2 - A comunicação prevista na alínea c) do número anterior deve ser feita também à autoridade nacional de cibersegurança, que a remete à Polícia Judiciária sempre que revista relevância criminal.
3 - Para efeitos de determinação da proporcionalidade da atuação do agente, tomar-se-á em conta se a mesma era necessária à deteção da vulnerabilidade e se a extensão dos sistemas ou dados informáticos acedidos, consultados e/ou copiados era imposta pelo interesse em contribuir para a segurança do ciberespaço, sendo expressamente vedado o uso das seguintes práticas:
a) Mecanismos de negação de serviço (DoS) ou negação de serviço distribuída (DDoS);
b) Engenharia social, definido como facto de enganar de responsáveis ou utilizadores dos sistemas de informação com vista à disponibilização de informação sensível ou sigilosa;
c) ‘Phishing’ e variantes;
d) Roubo ou furto de palavras-passe ou outras informações sensíveis;
e) Eliminação ou alteração dolosa de dados informáticos;
f) Inflição dolosa de danos ao sistema de informação;
g) Instalação e distribuição de software malicioso.
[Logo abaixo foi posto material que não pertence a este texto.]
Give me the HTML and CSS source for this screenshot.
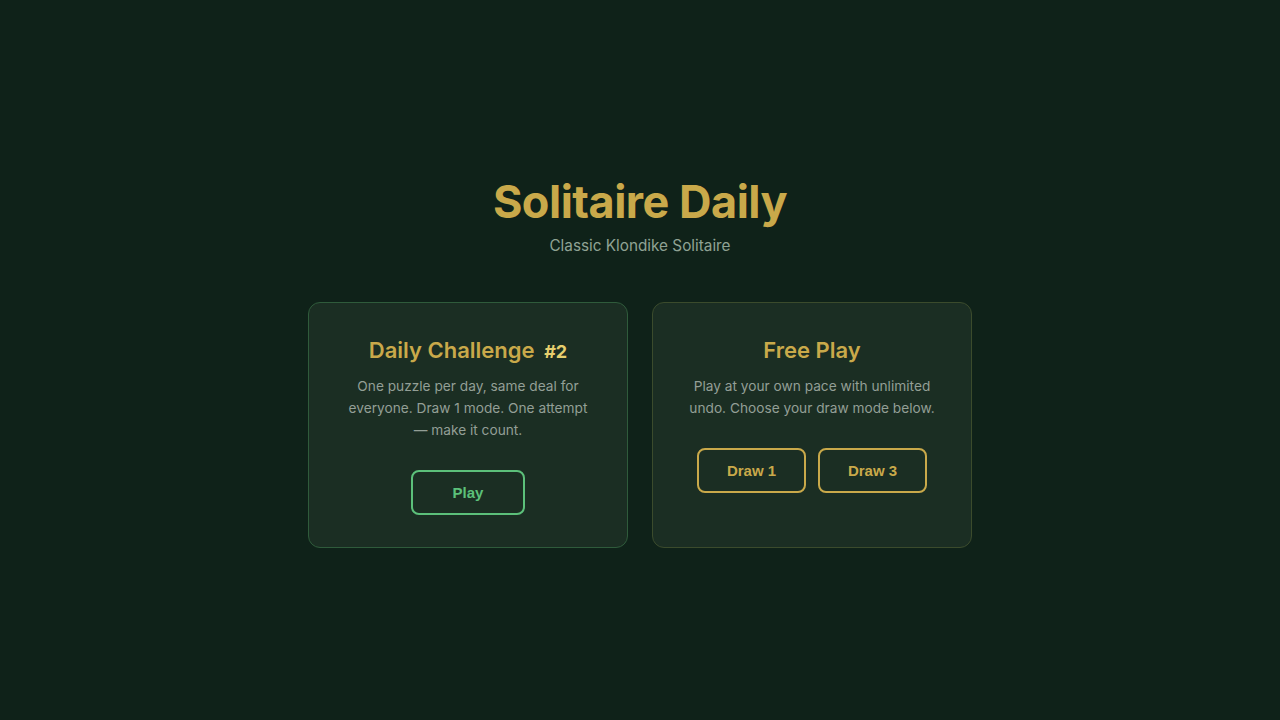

4 - Sem prejuízo das regras aplicáveis em matéria de proteção de dados, os dados informáticos que sejam comunicados ao proprietário ou pessoa encarregue da gestão do sistema de informação, produto e serviço de tecnologias de informação e comunicação, ou à autoridade nacional de cibersegurança devem ser eliminados no prazo de 10 dias contados a partir do momento em que a vulnerabilidade for corrigida, devendo garantir-se a sua natureza secreta durante todo o procedimento.
5 - Não são igualmente puníveis os factos praticados com consentimento do proprietário ou administrador de sistema de informação, produto ou serviço de tecnologias de informação e comunicação, sem prejuízo do dever de notificação das vulnerabilidades eventualmente identificadas à autoridade nacional coordenadora encarregada da resposta a incidentes de cibersegurança das vulnerabilidades eventualmente identificadas, nos termos previstos no regime jurídico da cibersegurança.»